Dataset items
┄┄┄┄┄┄┄┄┄┄

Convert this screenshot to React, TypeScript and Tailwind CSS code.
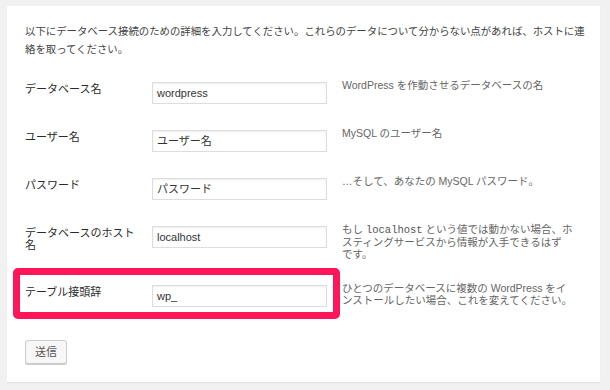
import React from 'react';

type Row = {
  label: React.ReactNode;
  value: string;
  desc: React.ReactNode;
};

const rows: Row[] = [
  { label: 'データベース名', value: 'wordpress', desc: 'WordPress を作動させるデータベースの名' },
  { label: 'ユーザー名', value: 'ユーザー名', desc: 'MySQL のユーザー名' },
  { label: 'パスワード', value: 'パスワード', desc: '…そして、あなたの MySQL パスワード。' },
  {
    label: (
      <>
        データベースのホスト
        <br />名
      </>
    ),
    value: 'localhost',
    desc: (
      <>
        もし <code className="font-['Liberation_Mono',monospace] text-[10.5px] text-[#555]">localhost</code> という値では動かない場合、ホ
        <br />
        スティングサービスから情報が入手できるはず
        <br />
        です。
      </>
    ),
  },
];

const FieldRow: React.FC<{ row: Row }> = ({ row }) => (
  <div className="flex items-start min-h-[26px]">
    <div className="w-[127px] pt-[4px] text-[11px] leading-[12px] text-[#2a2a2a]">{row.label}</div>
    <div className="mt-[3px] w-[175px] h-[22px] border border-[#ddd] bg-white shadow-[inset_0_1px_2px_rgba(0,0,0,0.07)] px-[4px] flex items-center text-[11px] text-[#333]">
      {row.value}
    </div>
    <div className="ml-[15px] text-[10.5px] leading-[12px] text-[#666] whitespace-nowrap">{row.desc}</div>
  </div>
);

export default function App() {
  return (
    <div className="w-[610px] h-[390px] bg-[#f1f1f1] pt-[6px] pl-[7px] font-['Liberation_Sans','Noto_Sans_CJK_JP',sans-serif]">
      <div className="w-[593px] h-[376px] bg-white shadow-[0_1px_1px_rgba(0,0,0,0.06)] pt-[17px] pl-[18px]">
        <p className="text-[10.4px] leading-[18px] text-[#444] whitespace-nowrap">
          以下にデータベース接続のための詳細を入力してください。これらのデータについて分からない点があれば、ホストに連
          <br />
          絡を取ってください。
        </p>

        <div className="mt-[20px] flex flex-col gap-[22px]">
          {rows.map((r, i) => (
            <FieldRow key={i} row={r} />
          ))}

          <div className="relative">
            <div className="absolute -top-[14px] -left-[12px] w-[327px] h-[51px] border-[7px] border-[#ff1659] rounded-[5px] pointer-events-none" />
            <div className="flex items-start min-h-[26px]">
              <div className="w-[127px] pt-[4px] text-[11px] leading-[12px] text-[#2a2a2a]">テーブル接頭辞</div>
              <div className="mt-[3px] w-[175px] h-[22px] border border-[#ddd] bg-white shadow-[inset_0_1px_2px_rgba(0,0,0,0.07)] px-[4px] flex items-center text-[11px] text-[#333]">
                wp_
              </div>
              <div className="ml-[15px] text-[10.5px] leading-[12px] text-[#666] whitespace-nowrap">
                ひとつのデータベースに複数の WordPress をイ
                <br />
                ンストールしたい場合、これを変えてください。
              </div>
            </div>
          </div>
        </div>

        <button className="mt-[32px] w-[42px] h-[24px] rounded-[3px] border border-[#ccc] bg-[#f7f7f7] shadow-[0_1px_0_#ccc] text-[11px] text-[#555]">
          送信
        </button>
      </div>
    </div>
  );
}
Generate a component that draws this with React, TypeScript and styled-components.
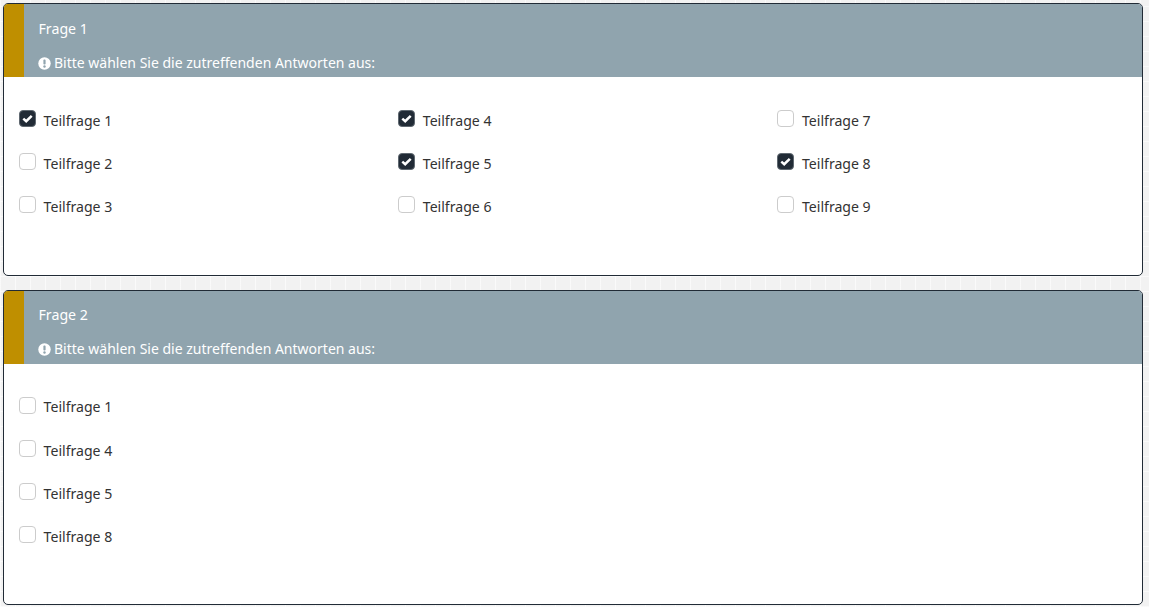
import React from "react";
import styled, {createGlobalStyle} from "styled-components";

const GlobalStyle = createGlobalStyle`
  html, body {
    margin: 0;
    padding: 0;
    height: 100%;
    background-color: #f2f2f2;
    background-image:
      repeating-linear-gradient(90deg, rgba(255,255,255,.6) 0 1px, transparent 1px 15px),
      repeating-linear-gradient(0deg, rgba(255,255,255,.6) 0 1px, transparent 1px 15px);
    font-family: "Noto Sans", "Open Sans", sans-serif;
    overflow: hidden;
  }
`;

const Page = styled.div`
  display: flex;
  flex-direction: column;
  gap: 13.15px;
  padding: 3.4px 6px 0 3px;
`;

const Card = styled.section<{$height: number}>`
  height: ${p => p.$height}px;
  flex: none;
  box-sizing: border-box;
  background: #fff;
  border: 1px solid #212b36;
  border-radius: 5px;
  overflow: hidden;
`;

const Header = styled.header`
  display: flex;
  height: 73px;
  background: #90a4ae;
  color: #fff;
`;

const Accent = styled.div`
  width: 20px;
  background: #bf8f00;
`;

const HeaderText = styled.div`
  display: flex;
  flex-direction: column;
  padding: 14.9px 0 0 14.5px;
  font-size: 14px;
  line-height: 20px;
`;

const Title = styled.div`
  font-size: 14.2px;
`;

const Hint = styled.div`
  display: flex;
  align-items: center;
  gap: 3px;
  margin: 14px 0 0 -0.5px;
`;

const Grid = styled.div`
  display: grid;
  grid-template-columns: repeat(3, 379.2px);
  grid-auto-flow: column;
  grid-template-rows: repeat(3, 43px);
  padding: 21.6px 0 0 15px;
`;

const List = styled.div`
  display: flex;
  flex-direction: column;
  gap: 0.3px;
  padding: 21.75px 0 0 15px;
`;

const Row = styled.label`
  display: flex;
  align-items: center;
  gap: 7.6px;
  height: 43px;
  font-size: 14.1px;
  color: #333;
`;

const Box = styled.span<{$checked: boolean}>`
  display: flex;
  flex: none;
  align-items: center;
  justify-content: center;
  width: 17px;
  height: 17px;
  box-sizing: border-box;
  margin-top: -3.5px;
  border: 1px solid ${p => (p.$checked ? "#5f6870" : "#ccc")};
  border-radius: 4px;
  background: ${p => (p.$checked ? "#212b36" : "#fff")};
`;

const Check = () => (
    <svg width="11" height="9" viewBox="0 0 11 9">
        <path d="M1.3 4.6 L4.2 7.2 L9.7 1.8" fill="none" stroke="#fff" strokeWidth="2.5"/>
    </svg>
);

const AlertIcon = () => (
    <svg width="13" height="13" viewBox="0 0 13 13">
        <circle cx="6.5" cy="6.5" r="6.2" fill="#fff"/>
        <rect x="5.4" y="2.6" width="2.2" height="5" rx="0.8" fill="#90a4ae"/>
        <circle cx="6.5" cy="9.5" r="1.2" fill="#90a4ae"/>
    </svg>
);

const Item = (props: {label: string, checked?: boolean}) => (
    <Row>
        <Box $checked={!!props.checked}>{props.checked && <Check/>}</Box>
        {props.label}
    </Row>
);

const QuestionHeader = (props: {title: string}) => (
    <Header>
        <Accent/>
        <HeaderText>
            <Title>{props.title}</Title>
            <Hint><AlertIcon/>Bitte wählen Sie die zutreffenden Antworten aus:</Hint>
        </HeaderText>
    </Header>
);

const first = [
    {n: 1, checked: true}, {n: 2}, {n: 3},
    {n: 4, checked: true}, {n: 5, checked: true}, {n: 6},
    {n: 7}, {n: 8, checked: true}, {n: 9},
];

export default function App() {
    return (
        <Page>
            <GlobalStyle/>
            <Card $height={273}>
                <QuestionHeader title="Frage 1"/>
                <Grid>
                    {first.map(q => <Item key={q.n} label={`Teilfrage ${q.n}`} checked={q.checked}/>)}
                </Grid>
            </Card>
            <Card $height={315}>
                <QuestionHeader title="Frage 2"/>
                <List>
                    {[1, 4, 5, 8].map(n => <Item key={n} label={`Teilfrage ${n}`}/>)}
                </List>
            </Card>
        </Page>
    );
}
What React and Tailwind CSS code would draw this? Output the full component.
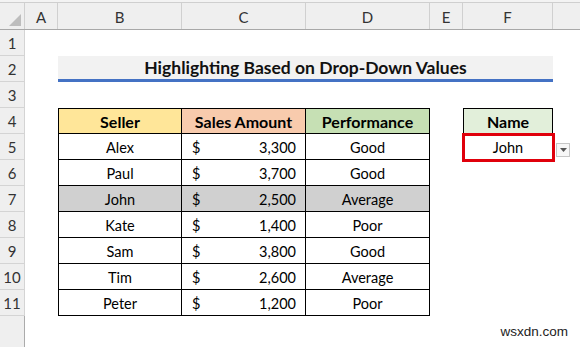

┄┄┄┄┄┄┄┄┄┄

* _Short problem_
Omitting all images, retype each line of the records precisely.

* _Exercise result_
Convert this screenshot to React, TypeScript and Tailwind CSS code.
import React from 'react';

type Row = {
  label: React.ReactNode;
  value: string;
  desc: React.ReactNode;
};

const rows: Row[] = [
  { label: 'データベース名', value: 'wordpress', desc: 'WordPress を作動させるデータベースの名' },
  { label: 'ユーザー名', value: 'ユーザー名', desc: 'MySQL のユーザー名' },
  { label: 'パスワード', value: 'パスワード', desc: '…そして、あなたの MySQL パスワード。' },
  {
    label: (
      <>
        データベースのホスト
        <br />名
      </>
    ),
    value: 'localhost',
    desc: (
      <>
        もし <code className="font-['Liberation_Mono',monospace] text-[10.5px] text-[#555]">localhost</code> という値では動かない場合、ホ
        <br />
        スティングサービスから情報が入手できるはず
        <br />
        です。
      </>
    ),
  },
];

const FieldRow: React.FC<{ row: Row }> = ({ row }) => (
  <div className="flex items-start min-h-[26px]">
    <div className="w-[127px] pt-[4px] text-[11px] leading-[12px] text-[#2a2a2a]">{row.label}</div>
    <div className="mt-[3px] w-[175px] h-[22px] border border-[#ddd] bg-white shadow-[inset_0_1px_2px_rgba(0,0,0,0.07)] px-[4px] flex items-center text-[11px] text-[#333]">
      {row.value}
    </div>
    <div className="ml-[15px] text-[10.5px] leading-[12px] text-[#666] whitespace-nowrap">{row.desc}</div>
  </div>
);

export default function App() {
  return (
    <div className="w-[610px] h-[390px] bg-[#f1f1f1] pt-[6px] pl-[7px] font-['Liberation_Sans','Noto_Sans_CJK_JP',sans-serif]">
      <div className="w-[593px] h-[376px] bg-white shadow-[0_1px_1px_rgba(0,0,0,0.06)] pt-[17px] pl-[18px]">
        <p className="text-[10.4px] leading-[18px] text-[#444] whitespace-nowrap">
          以下にデータベース接続のための詳細を入力してください。これらのデータについて分からない点があれば、ホストに連
          <br />
          絡を取ってください。
        </p>

        <div className="mt-[20px] flex flex-col gap-[22px]">
          {rows.map((r, i) => (
            <FieldRow key={i} row={r} />
          ))}

          <div className="relative">
            <div className="absolute -top-[14px] -left-[12px] w-[327px] h-[51px] border-[7px] border-[#ff1659] rounded-[5px] pointer-events-none" />
            <div className="flex items-start min-h-[26px]">
              <div className="w-[127px] pt-[4px] text-[11px] leading-[12px] text-[#2a2a2a]">テーブル接頭辞</div>
              <div className="mt-[3px] w-[175px] h-[22px] border border-[#ddd] bg-white shadow-[inset_0_1px_2px_rgba(0,0,0,0.07)] px-[4px] flex items-center text-[11px] text-[#333]">
                wp_
              </div>
              <div className="ml-[15px] text-[10.5px] leading-[12px] text-[#666] whitespace-nowrap">
                ひとつのデータベースに複数の WordPress をイ
                <br />
                ンストールしたい場合、これを変えてください。
              </div>
            </div>
          </div>
        </div>

        <button className="mt-[32px] w-[42px] h-[24px] rounded-[3px] border border-[#ccc] bg-[#f7f7f7] shadow-[0_1px_0_#ccc] text-[11px] text-[#555]">
          送信
        </button>
      </div>
    </div>
  );
}
Generate a component that draws this with React, TypeScript and styled-components.
import React from "react";
import styled, {createGlobalStyle} from "styled-components";

const GlobalStyle = createGlobalStyle`
  html, body {
    margin: 0;
    padding: 0;
    height: 100%;
    background-color: #f2f2f2;
    background-image:
      repeating-linear-gradient(90deg, rgba(255,255,255,.6) 0 1px, transparent 1px 15px),
      repeating-linear-gradient(0deg, rgba(255,255,255,.6) 0 1px, transparent 1px 15px);
    font-family: "Noto Sans", "Open Sans", sans-serif;
    overflow: hidden;
  }
`;

const Page = styled.div`
  display: flex;
  flex-direction: column;
  gap: 13.15px;
  padding: 3.4px 6px 0 3px;
`;

const Card = styled.section<{$height: number}>`
  height: ${p => p.$height}px;
  flex: none;
  box-sizing: border-box;
  background: #fff;
  border: 1px solid #212b36;
  border-radius: 5px;
  overflow: hidden;
`;

const Header = styled.header`
  display: flex;
  height: 73px;
  background: #90a4ae;
  color: #fff;
`;

const Accent = styled.div`
  width: 20px;
  background: #bf8f00;
`;

const HeaderText = styled.div`
  display: flex;
  flex-direction: column;
  padding: 14.9px 0 0 14.5px;
  font-size: 14px;
  line-height: 20px;
`;

const Title = styled.div`
  font-size: 14.2px;
`;

const Hint = styled.div`
  display: flex;
  align-items: center;
  gap: 3px;
  margin: 14px 0 0 -0.5px;
`;

const Grid = styled.div`
  display: grid;
  grid-template-columns: repeat(3, 379.2px);
  grid-auto-flow: column;
  grid-template-rows: repeat(3, 43px);
  padding: 21.6px 0 0 15px;
`;

const List = styled.div`
  display: flex;
  flex-direction: column;
  gap: 0.3px;
  padding: 21.75px 0 0 15px;
`;

const Row = styled.label`
  display: flex;
  align-items: center;
  gap: 7.6px;
  height: 43px;
  font-size: 14.1px;
  color: #333;
`;

const Box = styled.span<{$checked: boolean}>`
  display: flex;
  flex: none;
  align-items: center;
  justify-content: center;
  width: 17px;
  height: 17px;
  box-sizing: border-box;
  margin-top: -3.5px;
  border: 1px solid ${p => (p.$checked ? "#5f6870" : "#ccc")};
  border-radius: 4px;
  background: ${p => (p.$checked ? "#212b36" : "#fff")};
`;

const Check = () => (
    <svg width="11" height="9" viewBox="0 0 11 9">
        <path d="M1.3 4.6 L4.2 7.2 L9.7 1.8" fill="none" stroke="#fff" strokeWidth="2.5"/>
    </svg>
);

const AlertIcon = () => (
    <svg width="13" height="13" viewBox="0 0 13 13">
        <circle cx="6.5" cy="6.5" r="6.2" fill="#fff"/>
        <rect x="5.4" y="2.6" width="2.2" height="5" rx="0.8" fill="#90a4ae"/>
        <circle cx="6.5" cy="9.5" r="1.2" fill="#90a4ae"/>
    </svg>
);

const Item = (props: {label: string, checked?: boolean}) => (
    <Row>
        <Box $checked={!!props.checked}>{props.checked && <Check/>}</Box>
        {props.label}
    </Row>
);

const QuestionHeader = (props: {title: string}) => (
    <Header>
        <Accent/>
        <HeaderText>
            <Title>{props.title}</Title>
            <Hint><AlertIcon/>Bitte wählen Sie die zutreffenden Antworten aus:</Hint>
        </HeaderText>
    </Header>
);

const first = [
    {n: 1, checked: true}, {n: 2}, {n: 3},
    {n: 4, checked: true}, {n: 5, checked: true}, {n: 6},
    {n: 7}, {n: 8, checked: true}, {n: 9},
];

export default function App() {
    return (
        <Page>
            <GlobalStyle/>
            <Card $height={273}>
                <QuestionHeader title="Frage 1"/>
                <Grid>
                    {first.map(q => <Item key={q.n} label={`Teilfrage ${q.n}`} checked={q.checked}/>)}
                </Grid>
            </Card>
            <Card $height={315}>
                <QuestionHeader title="Frage 2"/>
                <List>
                    {[1, 4, 5, 8].map(n => <Item key={n} label={`Teilfrage ${n}`}/>)}
                </List>
            </Card>
        </Page>
    );
}
What React and Tailwind CSS code would draw this? Output the full component.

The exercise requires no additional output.